子どもの命を守るには装置の適切な運用が欠かせない

 送迎バスへの幼児置き去り防止装置の装着義務化の経過期間終了まで残り3カ月に迫る中、都道府県ごとに装備状況に差が生じている。こども家庭庁が公表した装備状況の調査結果によると、12月末時点で装着をほぼ終える自治体がある一方、70%台にとどまる見通しの県もある。それでも、期限となる2024年3月末時点での装着率は、同庁が把握する5万4345台のうち、99・9%となる見込み。今後、追い込みがかかるとみられる中で、遅れが目立つ自治体がどのように巻き返していくかが焦点となりそうだ。

 同庁が19日に公表した調査結果によると、12月末時点で装備率が8割に届かない見通しの自治体は宮城県(74・1%)、群馬県(76・5%)、大分県(77・1%)、三重県(77・2%)、広島県(78・4%)、和歌山県(78・9%)、千葉県(79・3%)、愛知県(79・6%)の8県。同庁では、「障害を持つ子どもが通う施設での装備の遅れを挙げる自治体が目立つ」という。置き去り防止装置は仕様によって異なるが、車内の確認を促す際や、万が一車内に子どもが取り残されていることが検知された場合に、警報音が鳴る。「この音に対して、子どもによっては敏感に反応する」(同庁の担当者)ため、装置の選定に苦慮するケースが多いとみられる。

 また、身体に障害を持つ子どもを車いすのままワンボックスカーで送迎している施設では、車いすの乗せ降ろしが必須の作業になるため、装置の必要性に疑問を持つところもあるようだ。こうした施設からは「装備に後ろ向き」(広島県)な声が聞かれるという。また、事業者別にみると、学校帰りの障害者を預かる放課後等デイサービスに遅れが目立つが、「こうした施設が占める割合が大きい」(三重県)という事情もあるようだ。

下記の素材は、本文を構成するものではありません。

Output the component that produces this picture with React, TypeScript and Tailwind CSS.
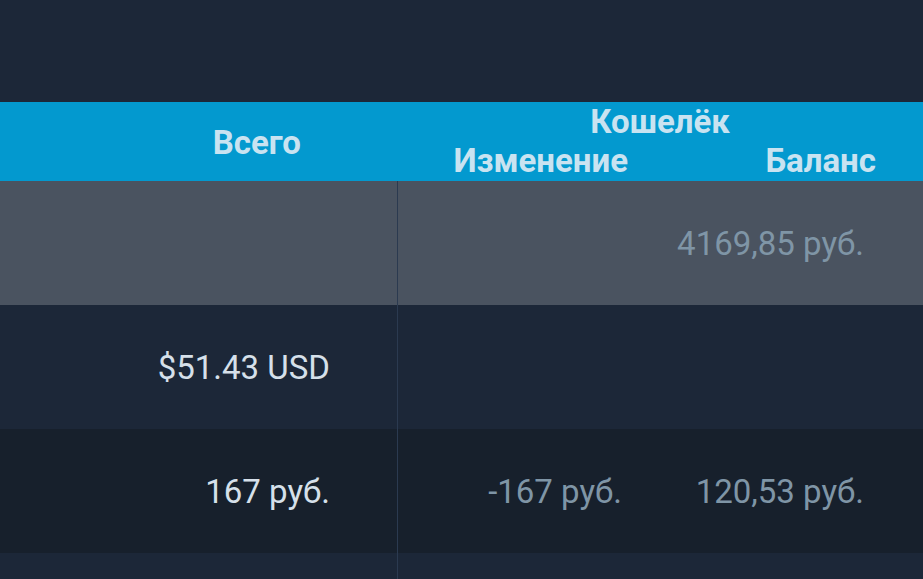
import React from "react";

const font = { fontFamily: "Roboto, 'Noto Sans', sans-serif" };

export default function App() {
  return (
    <div className="w-[923px] h-[579px] overflow-hidden bg-[#1c2738] flex flex-col" style={font}>
      <div className="h-[102px] shrink-0 bg-[#1c2738]" />
      <div className="h-[79px] shrink-0 bg-[#0399cf] flex text-[#c9e3f1] font-bold text-[33px] leading-none">
        <div className="w-[398px] shrink-0 flex items-center justify-end pr-[97px] pt-[1px]">Всего</div>
        <div className="flex-1 flex flex-col">
          <div className="flex justify-center pr-[1px] h-[38px] items-center">Кошелёк</div>
          <div className="flex h-[40px] items-center">
            <div className="w-[230px] shrink-0 flex justify-end">Изменение</div>
            <div className="flex-1 flex justify-end pr-[47px]">Баланс</div>
          </div>
        </div>
      </div>
      <Row bg="bg-[#4a5360]" total="" change="" balance="4169,85 руб." />
      <Row bg="bg-[#1c2738]" total="$51.43 USD" change="" balance="" />
      <Row bg="bg-[#17202c]" total="167 руб." change="-167 руб." balance="120,53 руб." />
      <Row bg="bg-[#1c2738]" total="" change="" balance="" />
    </div>
  );
}

function Row({ bg, total, change, balance }: { bg: string; total: string; change: string; balance: string }) {
  return (
    <div className={`h-[124px] shrink-0 flex text-[33px] leading-none ${bg}`}>
      <div className="w-[398px] shrink-0 border-r border-[#2b3a50] flex items-center justify-end pr-[67px] text-[#d6e0ea]">
        {total}
      </div>
      <div className="flex-1 flex items-center text-[#7f95a6]">
        <div className="w-[224px] shrink-0 flex justify-end">{change}</div>
        <div className="flex-1 flex justify-end pr-[59px]">{balance}</div>
      </div>
    </div>
  );
}
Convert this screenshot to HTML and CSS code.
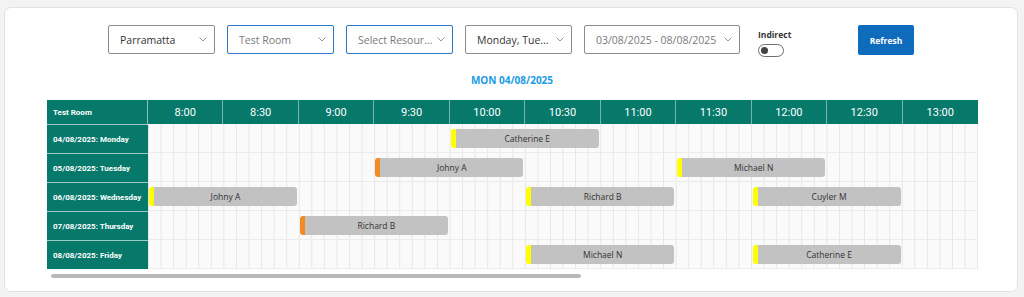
FILE: index.html
```html
<!DOCTYPE html>
<html>
<head>
<meta charset="utf-8">
<link rel="stylesheet" href="styles.css">
</head>
<body>
<div class="card">
  <div class="toolbar">
    <div class="select w107">
      <span class="val">Parramatta</span>
      <svg class="chev" width="8" height="5" viewBox="0 0 8 5"><path d="M0.5 0.5 L4 4 L7.5 0.5" fill="none" stroke="#8a8a8a" stroke-width="0.9"/></svg>
    </div>
    <div class="select w107 focus">
      <span class="val ph">Test Room</span>
      <svg class="chev" width="8" height="5" viewBox="0 0 8 5"><path d="M0.5 0.5 L4 4 L7.5 0.5" fill="none" stroke="#8a8a8a" stroke-width="0.9"/></svg>
    </div>
    <div class="select w107 focus">
      <span class="val ph">Select Resour...</span>
      <svg class="chev" width="8" height="5" viewBox="0 0 8 5"><path d="M0.5 0.5 L4 4 L7.5 0.5" fill="none" stroke="#8a8a8a" stroke-width="0.9"/></svg>
    </div>
    <div class="select w107">
      <span class="val">Monday, Tue...</span>
      <svg class="chev" width="8" height="5" viewBox="0 0 8 5"><path d="M0.5 0.5 L4 4 L7.5 0.5" fill="none" stroke="#8a8a8a" stroke-width="0.9"/></svg>
    </div>
    <div class="select w156">
      <span class="val ph">03/08/2025 - 08/08/2025</span>
      <svg class="chev" width="8" height="5" viewBox="0 0 8 5"><path d="M0.5 0.5 L4 4 L7.5 0.5" fill="none" stroke="#8a8a8a" stroke-width="0.9"/></svg>
    </div>
    <div class="indirect">
      <span class="ind-label">Indirect</span>
      <span class="toggle"><span class="knob"></span></span>
    </div>
    <button class="refresh">Refresh</button>
  </div>

  <div class="daytitle">MON 04/08/2025</div>

  <div class="sched">
    <div class="hrow">
      <div class="hlabel">Test Room</div>
      <div class="htime">8:00</div>
      <div class="htime">8:30</div>
      <div class="htime">9:00</div>
      <div class="htime">9:30</div>
      <div class="htime">10:00</div>
      <div class="htime">10:30</div>
      <div class="htime">11:00</div>
      <div class="htime">11:30</div>
      <div class="htime">12:00</div>
      <div class="htime">12:30</div>
      <div class="htime">13:00</div>
    </div>

    <div class="row">
      <div class="rlabel">04/08/2025: Monday</div>
      <div class="timeline">
        <div class="ev yellow" style="grid-column: 25 / span 12">Catherine E</div>
      </div>
    </div>
    <div class="row">
      <div class="rlabel">05/08/2025: Tuesday</div>
      <div class="timeline">
        <div class="ev orange" style="grid-column: 19 / span 12">Johny A</div>
        <div class="ev yellow" style="grid-column: 43 / span 12">Michael N</div>
      </div>
    </div>
    <div class="row">
      <div class="rlabel">06/08/2025: Wednesday</div>
      <div class="timeline">
        <div class="ev yellow" style="grid-column: 1 / span 12">Johny A</div>
        <div class="ev yellow" style="grid-column: 31 / span 12">Richard B</div>
        <div class="ev yellow" style="grid-column: 49 / span 12">Cuyler M</div>
      </div>
    </div>
    <div class="row">
      <div class="rlabel">07/08/2025: Thursday</div>
      <div class="timeline">
        <div class="ev orange" style="grid-column: 13 / span 12">Richard B</div>
      </div>
    </div>
    <div class="row">
      <div class="rlabel">08/08/2025: Friday</div>
      <div class="timeline">
        <div class="ev yellow" style="grid-column: 31 / span 12">Michael N</div>
        <div class="ev yellow" style="grid-column: 49 / span 12">Catherine E</div>
      </div>
    </div>
    <div class="scrollbar"><div class="thumb"></div></div>
  </div>
</div>
</body>
</html>
```

FILE: styles.css
```css
* { box-sizing: border-box; }
html, body { margin: 0; padding: 0; }
body {
  background: #f3f3f3;
  width: 1024px;
  height: 297px;
  overflow: hidden;
  font-family: "Open Sans", "Noto Sans", sans-serif;
  padding: 7px 6px 0 4px;
}
.card {
  background: #fff;
  border: 1px solid #e2e2e2;
  border-radius: 7px;
  height: 285px;
  padding: 17px 41px 0 41px;
}
.toolbar {
  display: flex;
  align-items: flex-start;
  justify-content: flex-start;
  height: 31px;
  padding-left: 62px;
}
.select {
  height: 29px;
  border: 1px solid #8c8c8c;
  border-radius: 2px;
  display: flex;
  align-items: center;
  padding: 0 7px 0 11px;
  margin-right: 12px;
  font-size: 10.5px;
  color: #333;
  background: #fff;
}
.select.focus { border-color: #2b79c7; }
.w107 { width: 107px; }
.w156 { width: 156px; margin-right: 18px; }
.val { flex: 1; white-space: nowrap; overflow: hidden; }
.val.ph { color: #7a7a7a; }
.chev { flex: none; }
.indirect {
  display: flex;
  flex-direction: column;
  align-items: flex-start;
  width: 100px;
  padding-top: 4px;
}
.ind-label {
  font-size: 8.5px;
  font-weight: 700;
  color: #333;
  line-height: 12px;
}
.toggle {
  margin-top: 3px;
  width: 26px;
  height: 13px;
  border: 1px solid #6e6e6e;
  border-radius: 7px;
  display: flex;
  align-items: center;
  padding-left: 2px;
}
.knob {
  width: 7px;
  height: 7px;
  border-radius: 50%;
  background: #444;
}
.refresh {
  width: 56px;
  height: 30px;
  border: none;
  border-radius: 2px;
  background: #0f6cbd;
  color: #fff;
  font-family: "Open Sans", "Noto Sans", sans-serif;
  font-size: 8.5px;
  font-weight: 700;
  padding: 0;
}
.daytitle {
  text-align: center;
  color: #1a9be6;
  font-weight: 700;
  font-size: 10px;
  line-height: 14px;
  margin-top: 17px;
  padding-left: 2px;
}
.sched {
  margin-top: 13px;
  width: 931px;
  margin-left: 1px;
}
.hrow, .row {
  display: grid;
  grid-template-columns: 101px repeat(11, 1fr);
}
.hrow {
  height: 24px;
  background: #06796b;
}
.hlabel {
  font-family: Roboto, "Liberation Sans", sans-serif;
  color: #fff;
  font-weight: 700;
  font-size: 8px;
  display: flex;
  align-items: center;
  padding-left: 6px;
  border-right: 1px solid rgba(255,255,255,0.55);
}
.htime {
  font-family: Roboto, "Liberation Sans", sans-serif;
  color: #fff;
  font-size: 11px;
  display: flex;
  align-items: center;
  justify-content: center;
  border-right: 1px solid rgba(255,255,255,0.45);
}
.htime:last-child { border-right: none; }
.row { height: 29px; }
.rlabel {
  background: #06796b;
  color: #fff;
  font-family: Roboto, "Liberation Sans", sans-serif;
  font-weight: 700;
  font-size: 8px;
  display: flex;
  align-items: center;
  padding-left: 6px;
  white-space: nowrap;
  border-top: 1px solid rgba(255,255,255,0.6);
}
.timeline {
  grid-column: 2 / span 11;
  display: grid;
  grid-template-columns: repeat(66, 1fr);
  align-items: center;
  background-color: #fafafa;
  background-image: linear-gradient(to right, #e6e6e6 1px, transparent 1px);
  background-size: calc(100% / 66) 100%;
  border-bottom: 1px solid #ececec;
}
.ev {
  height: 19px;
  margin: 0 2px 0 1px;
  background: #c2c2c2;
  border-radius: 3px;
  font-size: 8.5px;
  color: #333;
  display: flex;
  align-items: center;
  justify-content: center;
  padding-left: 5px;
  white-space: nowrap;
}
.ev.yellow { background: linear-gradient(to right, #ffff00 5px, #c2c2c2 5px); }
.ev.orange { background: linear-gradient(to right, #f28a25 5px, #c2c2c2 5px); }
.scrollbar {
  margin-top: 5px;
  height: 4px;
  padding-left: 4px;
}
.thumb {
  width: 530px;
  height: 4px;
  border-radius: 2px;
  background: #b9b9b9;
}
```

 一方、装備率がすでに高くなっている自治体では、独自の取り組みを行ったことが、結果につながっている。12月末時点で99・7%の装備率を見込む山口県では、静岡県で22年9月に発生した車内置き去り事故後、幼稚園や保育施設などを対象に幼児の置き去りを防ぐための説明会を実施。さらに山口県では「監査時に装備状況の確認」や「国の要請に応じた県内の装備状況を公開した」ことが奏功した。

 また、滋賀県(89・4%)は、研修会の開催や実地指導の徹底に加えて、「補助金の支給に当たって、(前もって事業者に支払う)概算払いに対応した」という。同県は前回調査時(6月末)に20・3%と、他の自治体と比べて出遅れていた。「調査結果を踏まえて周知などを徹底した」ことで、大幅に進ちょくした格好だ。

 ただ、装置を備えても、適切に運用しなければ想定外の事故が発生する可能性も否定できない。幼い命が危険にさらされるリスクを下げるためには、対象車両のほぼすべてに装備が完了する23年度末以降も、正しい運用方法について啓発し続けることが重要になりそうだ。